**Direction**
The answer is a single number: how many lines hold the string "components".

**Provided data**
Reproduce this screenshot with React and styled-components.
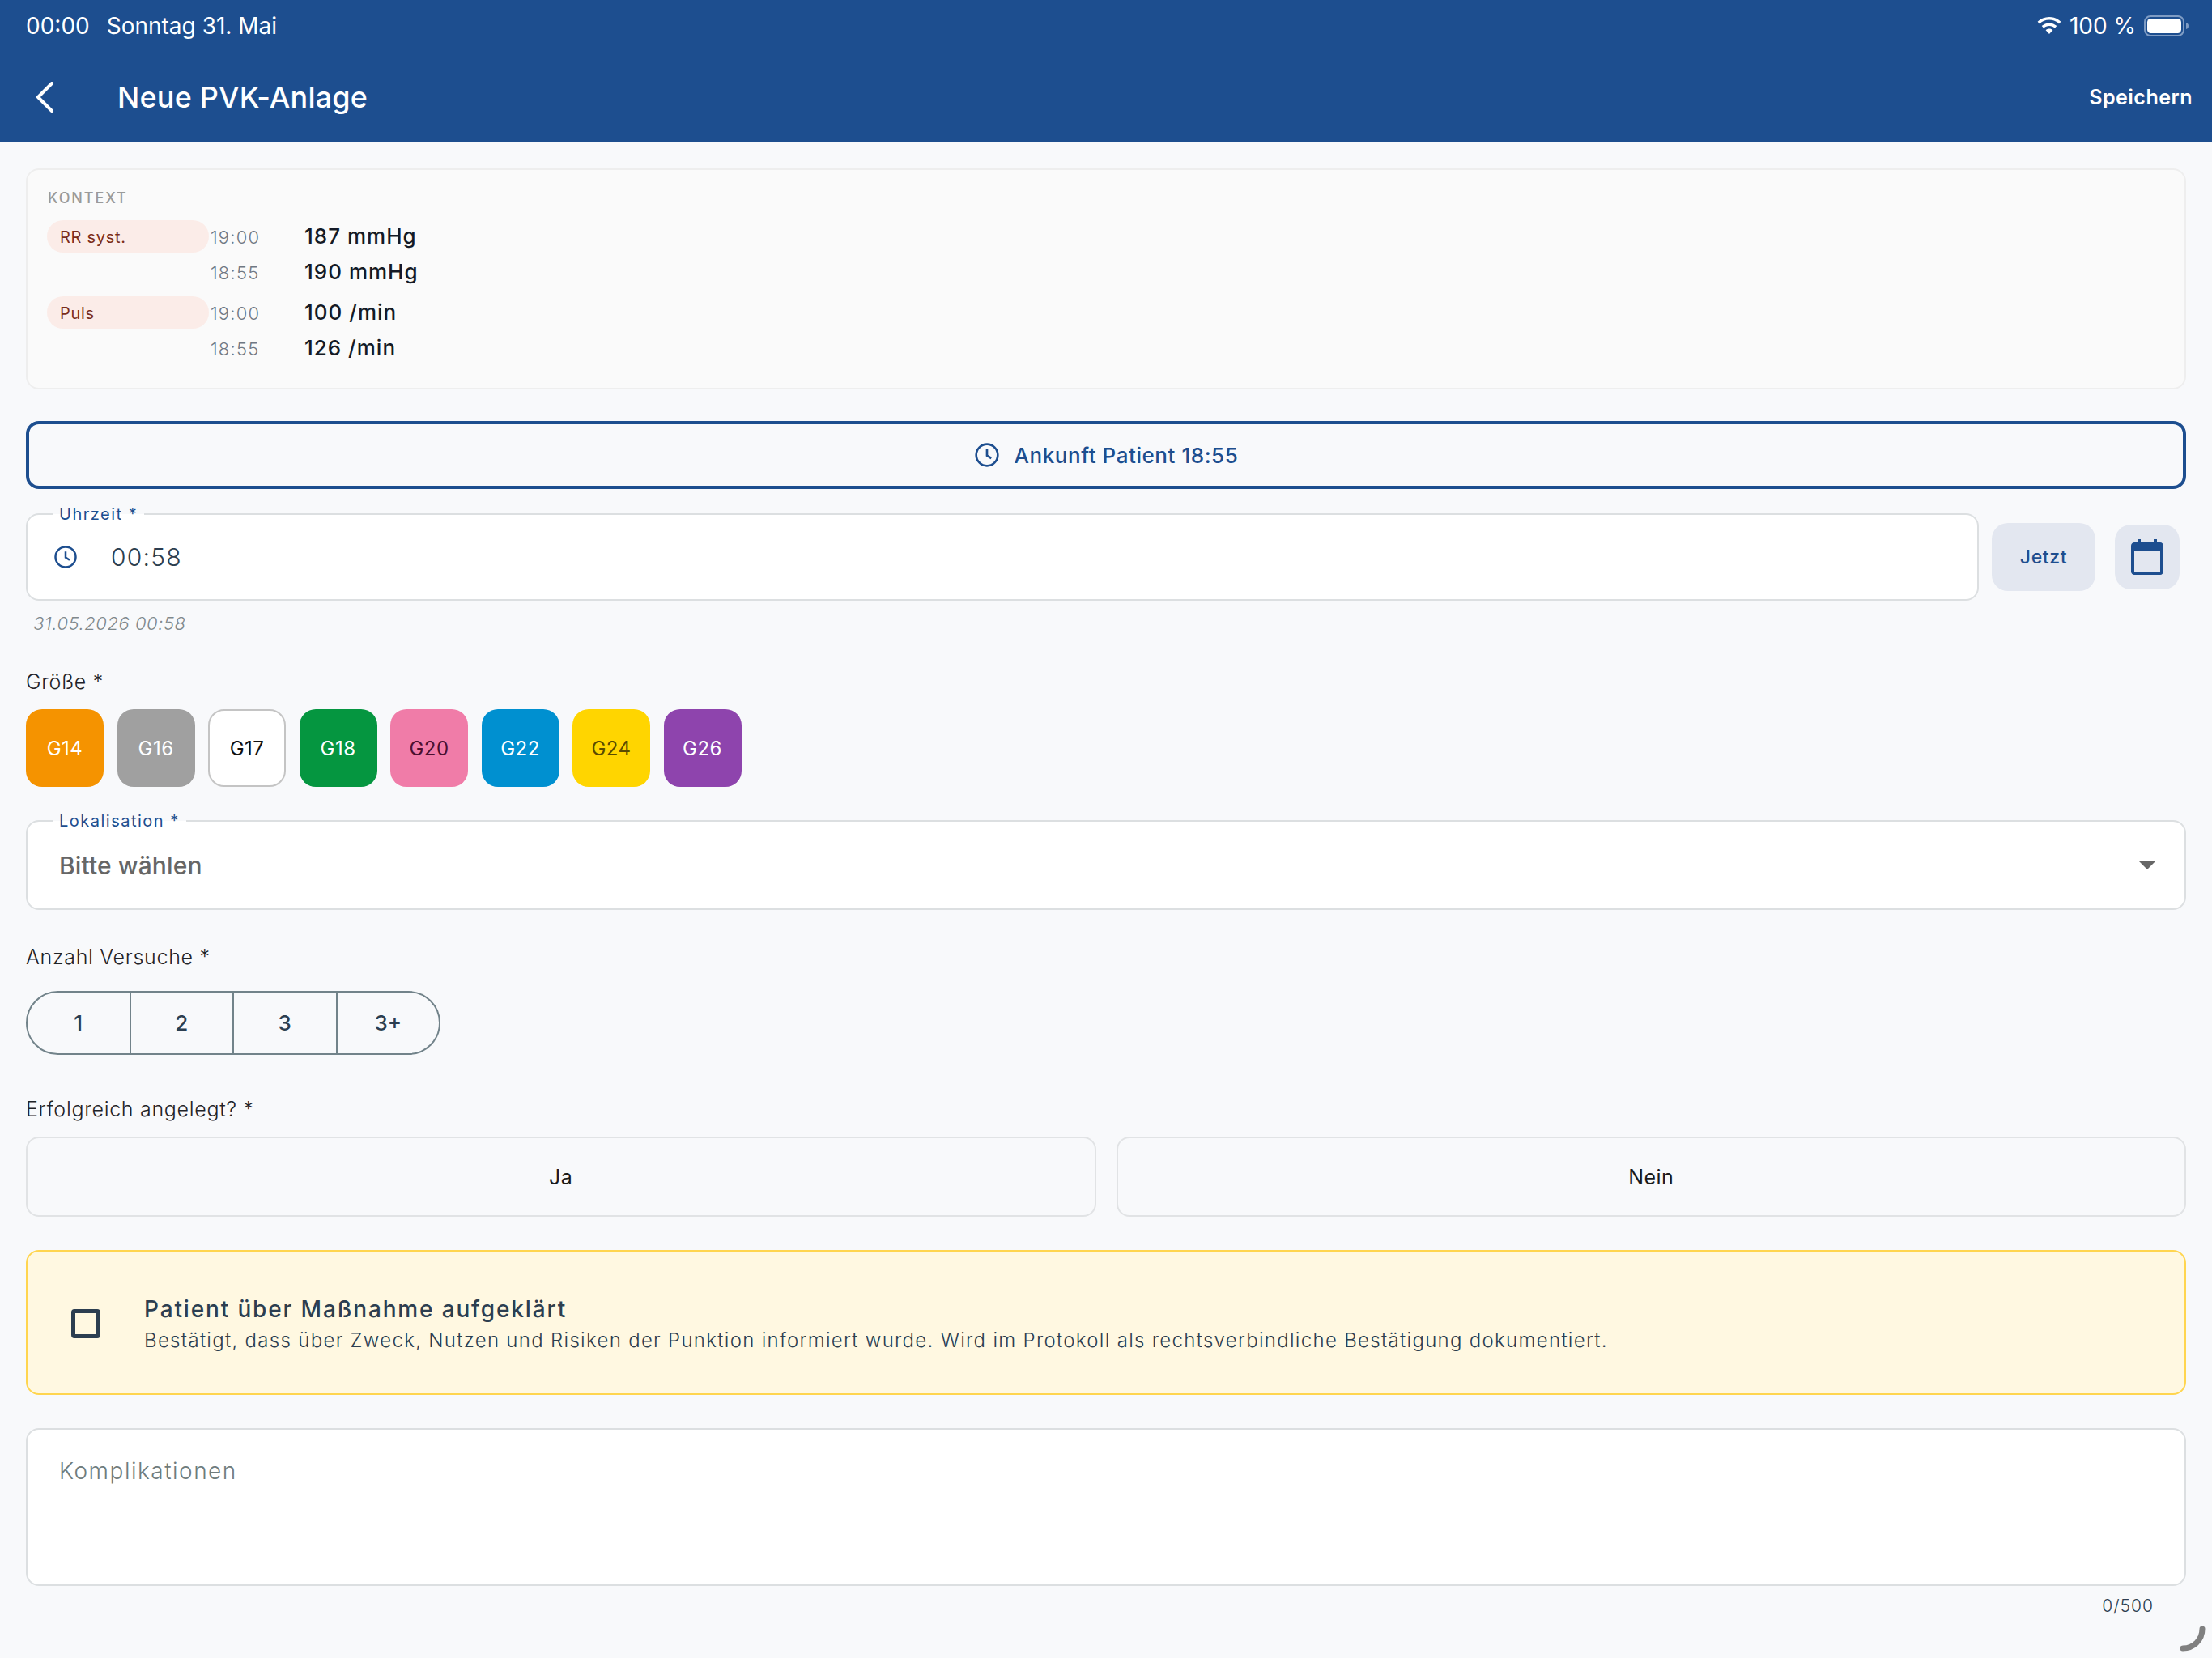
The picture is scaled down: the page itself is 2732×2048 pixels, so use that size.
import React from "react";
import styled, { createGlobalStyle } from "styled-components";

const GAUGES = [
  { name: "G14", bg: "#f59300", fg: "#ffffff" },
  { name: "G16", bg: "#a0a0a0", fg: "#ffffff" },
  { name: "G17", bg: "#ffffff", fg: "#111111", border: "#c4c4c4" },
  { name: "G18", bg: "#059640", fg: "#ffffff" },
  { name: "G20", bg: "#f07ca8", fg: "#4a1030" },
  { name: "G22", bg: "#0090d0", fg: "#ffffff" },
  { name: "G24", bg: "#ffd500", fg: "#5a4a00" },
  { name: "G26", bg: "#8e44ad", fg: "#ffffff" },
];

const VITALS = [
  {
    label: "RR syst.",
    rows: [
      ["19:00", "187 mmHg"],
      ["18:55", "190 mmHg"],
    ],
  },
  {
    label: "Puls",
    rows: [
      ["19:00", "100 /min"],
      ["18:55", "126 /min"],
    ],
  },
];

function ClockIcon({ size }) {
  return (
    <svg width={size} height={size} viewBox="0 0 24 24" fill="none" stroke="#1d4e8f" strokeWidth="2">
      <circle cx="12" cy="12" r="10" />
      <path d="M12 6.5V12.5L16 15" />
    </svg>
  );
}

export default function App() {
  return (
    <Page>
      <GlobalStyle />
      <Header>
        <StatusBar>
          <StatusGroup>
            <span>00:00</span>
            <span>Sonntag 31. Mai</span>
          </StatusGroup>
          <StatusRight>
            <svg width="30" height="22" viewBox="0 0 30 22" fill="#fff">
              <path d="M15 0C9.4 0 4.4 2.2.6 5.8L3 8.4C6.1 5.4 10.4 3.6 15 3.6s8.900 1.800 12 4.800l2.400-2.600C25.600 2.200 20.600 0 15 0z" />
              <path d="M15 7.400c-3.600 0-6.900 1.400-9.300 3.700l2.500 2.600c1.800-1.700 4.200-2.700 6.800-2.700s5 1 6.800 2.700l2.500-2.600c-2.400-2.300-5.700-3.700-9.300-3.700z" />
              <path d="M15 14.600c-1.700 0-3.200.7-4.400 1.700L15 21l4.400-4.700c-1.200-1-2.700-1.700-4.400-1.700z" />
            </svg>
            <span>100 %</span>
            <svg width="56" height="26" viewBox="0 0 56 26">
              <rect x="1" y="1" width="48" height="24" rx="7" fill="none" stroke="#7f9cc4" strokeWidth="2" />
              <rect x="4" y="4" width="42" height="18" rx="4.500" fill="#fff" />
              <path d="M52 9c2 .5 3 2 3 4s-1 3.500-3 4z" fill="#7f9cc4" />
            </svg>
          </StatusRight>
        </StatusBar>
        <TitleBar>
          <BackButton>
            <svg width="26" height="38" viewBox="0 0 26 38" fill="none" stroke="#fff" strokeWidth="4" strokeLinecap="round" strokeLinejoin="round">
              <path d="M21 2L4 19L21 36" />
            </svg>
          </BackButton>
          <Title>Neue PVK-Anlage</Title>
          <SaveAction>Speichern</SaveAction>
        </TitleBar>
      </Header>

      <Content>
        <ContextCard>
          <ContextHeading>KONTEXT</ContextHeading>
          {VITALS.map((vital) => (
            <VitalGroup key={vital.label}>
              <VitalChip>{vital.label}</VitalChip>
              <VitalRows>
                {vital.rows.map(([time, value]) => (
                  <VitalRow key={time}>
                    <VitalTime>{time}</VitalTime>
                    <VitalValue>{value}</VitalValue>
                  </VitalRow>
                ))}
              </VitalRows>
            </VitalGroup>
          ))}
        </ContextCard>

        <ArrivalButton>
          <ClockIcon size={32} />
          <span>Ankunft Patient 18:55</span>
        </ArrivalButton>

        <TimeRow>
          <TimeField>
            <FloatingLabel>Uhrzeit *</FloatingLabel>
            <ClockIcon size={30} />
            <TimeValue>00:58</TimeValue>
          </TimeField>
          <NowButton>Jetzt</NowButton>
          <CalendarButton>
            <svg width="40" height="44" viewBox="0 0 40 44" fill="#1d4e8f">
              <path d="M8 0h4v4h16V0h4v4h4c2.200 0 4 1.800 4 4v32c0 2.200-1.800 4-4 4H4c-2.200 0-4-1.800-4-4V8c0-2.200 1.800-4 4-4h4zM4 14v26h32V14z" />
            </svg>
          </CalendarButton>
        </TimeRow>
        <TimeHint>31.05.2026 00:58</TimeHint>

        <SectionLabel $top={41}>Größe *</SectionLabel>
        <GaugeRow>
          {GAUGES.map((gauge) => (
            <GaugeChip key={gauge.name} $bg={gauge.bg} $fg={gauge.fg} $border={gauge.border}>
              {gauge.name}
            </GaugeChip>
          ))}
        </GaugeRow>

        <SelectField>
          <FloatingLabel>Lokalisation *</FloatingLabel>
          <SelectValue>Bitte wählen</SelectValue>
          <SelectArrow />
        </SelectField>

        <SectionLabel $top={41}>Anzahl Versuche *</SectionLabel>
        <Segments>
          {["1", "2", "3", "3+"].map((count) => (
            <Segment key={count}>{count}</Segment>
          ))}
        </Segments>

        <SectionLabel $top={50}>Erfolgreich angelegt? *</SectionLabel>
        <ChoiceRow>
          <ChoiceButton>Ja</ChoiceButton>
          <ChoiceButton>Nein</ChoiceButton>
        </ChoiceRow>

        <ConsentCard>
          <CheckBox />
          <ConsentText>
            <ConsentTitle>Patient über Maßnahme aufgeklärt</ConsentTitle>
            <ConsentBody>
              Bestätigt, dass über Zweck, Nutzen und Risiken der Punktion informiert wurde. Wird im
              Protokoll als rechtsverbindliche Bestätigung dokumentiert.
            </ConsentBody>
          </ConsentText>
        </ConsentCard>

        <TextArea>Komplikationen</TextArea>
        <Counter>0/500</Counter>
      </Content>

      <ResizeHandle>
        <svg width="32" height="32" viewBox="0 0 32 32" fill="none" stroke="#808080" strokeWidth="7" strokeLinecap="round">
          <path d="M28 4C28 17 18 28 4 28" />
        </svg>
      </ResizeHandle>
    </Page>
  );
}

const GlobalStyle = createGlobalStyle`
  html, body {
    margin: 0;
    padding: 0;
    background: #f8f9fb;
  }
  * {
    box-sizing: border-box;
  }
`;

const Page = styled.div`
  position: relative;
  width: 2732px;
  height: 2048px;
  overflow: hidden;
  background: #f8f9fb;
  font-family: Inter, "Noto Sans", sans-serif;
  color: #1a1a1a;
`;

const Header = styled.header`
  height: 176px;
  background: #1d4e8f;
  color: #fff;
`;

const StatusBar = styled.div`
  height: 64px;
  padding: 0 28px 0 32px;
  display: flex;
  align-items: center;
  justify-content: space-between;
  font-size: 28px;
`;

const StatusGroup = styled.div`
  display: flex;
  gap: 21px;
`;

const StatusRight = styled.div`
  display: flex;
  align-items: center;
  gap: 10px;
`;

const TitleBar = styled.div`
  height: 112px;
  padding: 0 24px 0 43px;
  display: flex;
  align-items: center;
`;

const BackButton = styled.div`
  width: 102px;
  display: flex;
  align-items: center;
`;

const Title = styled.h1`
  margin: 0;
  flex: 1;
  font-size: 36px;
  font-weight: 500;
  letter-spacing: 0.2px;
`;

const SaveAction = styled.div`
  font-size: 25px;
  font-weight: 600;
  letter-spacing: 0.5px;
`;

const Content = styled.main`
  padding: 32px 32px 0;
`;

const ContextCard = styled.section`
  height: 273px;
  padding: 24px 24px 0;
  background: #fafafa;
  border: 2px solid #eeeeee;
  border-radius: 16px;
`;

const ContextHeading = styled.div`
  padding-left: 1px;
  font-size: 18px;
  font-weight: 500;
  line-height: 22px;
  letter-spacing: 1.9px;
  color: #9a9a9a;
  margin-bottom: 16px;
`;

const VitalGroup = styled.div`
  display: flex;
  margin-bottom: 9px;
`;

const VitalChip = styled.div`
  width: 200px;
  height: 40px;
  padding: 2px 16px 0;
  display: flex;
  align-items: center;
  border-radius: 20px;
  background: #fbece8;
  color: #7b2d1a;
  font-size: 20px;
  letter-spacing: 0.7px;
`;

const VitalRows = styled.div`
  display: flex;
  flex-direction: column;
  margin-top: -3px;
`;

const VitalRow = styled.div`
  display: flex;
  align-items: center;
  height: 44px;
`;

const VitalTime = styled.span`
  width: 118px;
  padding-left: 2px;
  margin-top: 4px;
  font-size: 22px;
  font-weight: 300;
  color: #6f7884;
  letter-spacing: 1.2px;
`;

const VitalValue = styled.span`
  font-size: 26px;
  font-weight: 500;
  color: #141a26;
  letter-spacing: 1px;
`;

const ArrivalButton = styled.div`
  margin-top: 39px;
  height: 84px;
  display: flex;
  align-items: center;
  justify-content: center;
  gap: 18px;
  border: 4px solid #1d4e8f;
  border-radius: 16px;
  color: #1d4e8f;
  font-size: 26px;
  font-weight: 500;
  letter-spacing: 0.55px;
`;

const TimeRow = styled.div`
  margin-top: 30px;
  display: flex;
  align-items: center;
`;

const fieldBox = `
  position: relative;
  display: flex;
  align-items: center;
  background: #fff;
  border: 2px solid #dcdfe1;
  border-radius: 16px;
`;

const TimeField = styled.div`
  ${fieldBox}
  width: 2412px;
  height: 108px;
  padding-left: 32px;
`;

const FloatingLabel = styled.label`
  position: absolute;
  left: 31px;
  top: -13px;
  padding: 0 8px;
  font-size: 20px;
  line-height: 24px;
  letter-spacing: 1.5px;
  color: #1d4e8f;
  background: linear-gradient(#f8f9fb 50%, #fff 50%);
`;

const TimeValue = styled.span`
  margin-left: 41px;
  font-size: 30px;
  font-weight: 300;
  letter-spacing: 1.2px;
  color: #2c3e50;
`;

const NowButton = styled.div`
  margin-left: 16px;
  width: 128px;
  height: 84px;
  display: flex;
  align-items: center;
  justify-content: center;
  border-radius: 20px;
  background: #e3e7f0;
  color: #1d4e8f;
  font-size: 23px;
  font-weight: 500;
  letter-spacing: 0.6px;
`;

const CalendarButton = styled.div`
  margin-left: 24px;
  width: 80px;
  height: 80px;
  display: flex;
  align-items: center;
  justify-content: center;
  border-radius: 20px;
  background: #e3e7f0;
`;

const TimeHint = styled.div`
  margin-top: 14px;
  padding-left: 9px;
  font-size: 22px;
  line-height: 28px;
  font-style: italic;
  font-weight: 300;
  letter-spacing: 0.55px;
  color: #7f888c;
`;

const SectionLabel = styled.div`
  margin-top: ${(p) => p.$top}px;
  font-size: 25px;
  line-height: 34px;
  letter-spacing: 0.7px;
  font-weight: 350;
  color: #1f2328;
`;

const GaugeRow = styled.div`
  margin-top: 17px;
  display: flex;
  gap: 16.5px;
`;

const GaugeChip = styled.div`
  width: 96px;
  height: 96px;
  display: flex;
  align-items: center;
  justify-content: center;
  border-radius: 20px;
  background: ${(p) => p.$bg};
  color: ${(p) => p.$fg};
  border: ${(p) => (p.$border ? `2px solid ${p.$border}` : "none")};
  font-size: 24px;
  font-weight: 400;
  letter-spacing: 0.5px;
`;

const SelectField = styled.div`
  ${fieldBox}
  margin-top: 41px;
  height: 111px;
  padding: 0 36px 0 39px;
  justify-content: space-between;
`;

const SelectValue = styled.span`
  font-size: 30px;
  font-weight: 500;
  letter-spacing: 0.1px;
  color: #666666;
`;

const SelectArrow = styled.span`
  width: 0;
  height: 0;
  border-left: 10px solid transparent;
  border-right: 10px solid transparent;
  border-top: 10px solid #666666;
`;

const Segments = styled.div`
  margin-top: 25px;
  width: 512px;
  height: 79px;
  display: flex;
  border: 2px solid #72838a;
  border-radius: 40px;
`;

const Segment = styled.div`
  flex: 1;
  display: flex;
  align-items: center;
  justify-content: center;
  font-size: 26px;
  font-weight: 500;
  color: #2c3e50;
  & + & {
    border-left: 2px solid #72838a;
  }
`;

const ChoiceRow = styled.div`
  margin-top: 17px;
  display: flex;
  gap: 25px;
`;

const ChoiceButton = styled.div`
  flex: 1;
  height: 99px;
  display: flex;
  align-items: center;
  justify-content: center;
  border: 2px solid #e1e3e5;
  border-radius: 16px;
  font-size: 25px;
  letter-spacing: 0.5px;
  color: #1a1a1a;
`;

const ConsentCard = styled.section`
  margin-top: 41px;
  height: 179px;
  padding: 2px 0 0 54px;
  display: flex;
  align-items: center;
  gap: 54px;
  background: #fff8e1;
  border: 2px solid #ffd54f;
  border-radius: 16px;
`;

const CheckBox = styled.span`
  flex: none;
  width: 36px;
  height: 36px;
  border: 5px solid #2c3e50;
  border-radius: 4px;
`;

const ConsentText = styled.div`
  display: flex;
  flex-direction: column;
  gap: 7px;
`;

const ConsentTitle = styled.div`
  font-size: 28px;
  font-weight: 500;
  letter-spacing: 1.85px;
  color: #2c3e50;
`;

const ConsentBody = styled.div`
  font-size: 24px;
  font-weight: 300;
  letter-spacing: 1.3px;
  color: #2c3e50;
`;

const TextArea = styled.div`
  margin-top: 41px;
  height: 195px;
  padding: 34px 39px 0;
  background: #fff;
  border: 2px solid #dcdfe1;
  border-radius: 16px;
  font-size: 28px;
  font-weight: 300;
  letter-spacing: 1.5px;
  color: #6f7c7d;
`;

const Counter = styled.div`
  margin-top: 12px;
  padding-right: 40px;
  text-align: right;
  font-size: 21px;
  font-weight: 300;
  letter-spacing: 1px;
  color: #2c3e50;
`;

const ResizeHandle = styled.div`
  position: absolute;
  right: 8px;
  bottom: 8px;
  width: 32px;
  height: 32px;
`;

**Correct answer**
2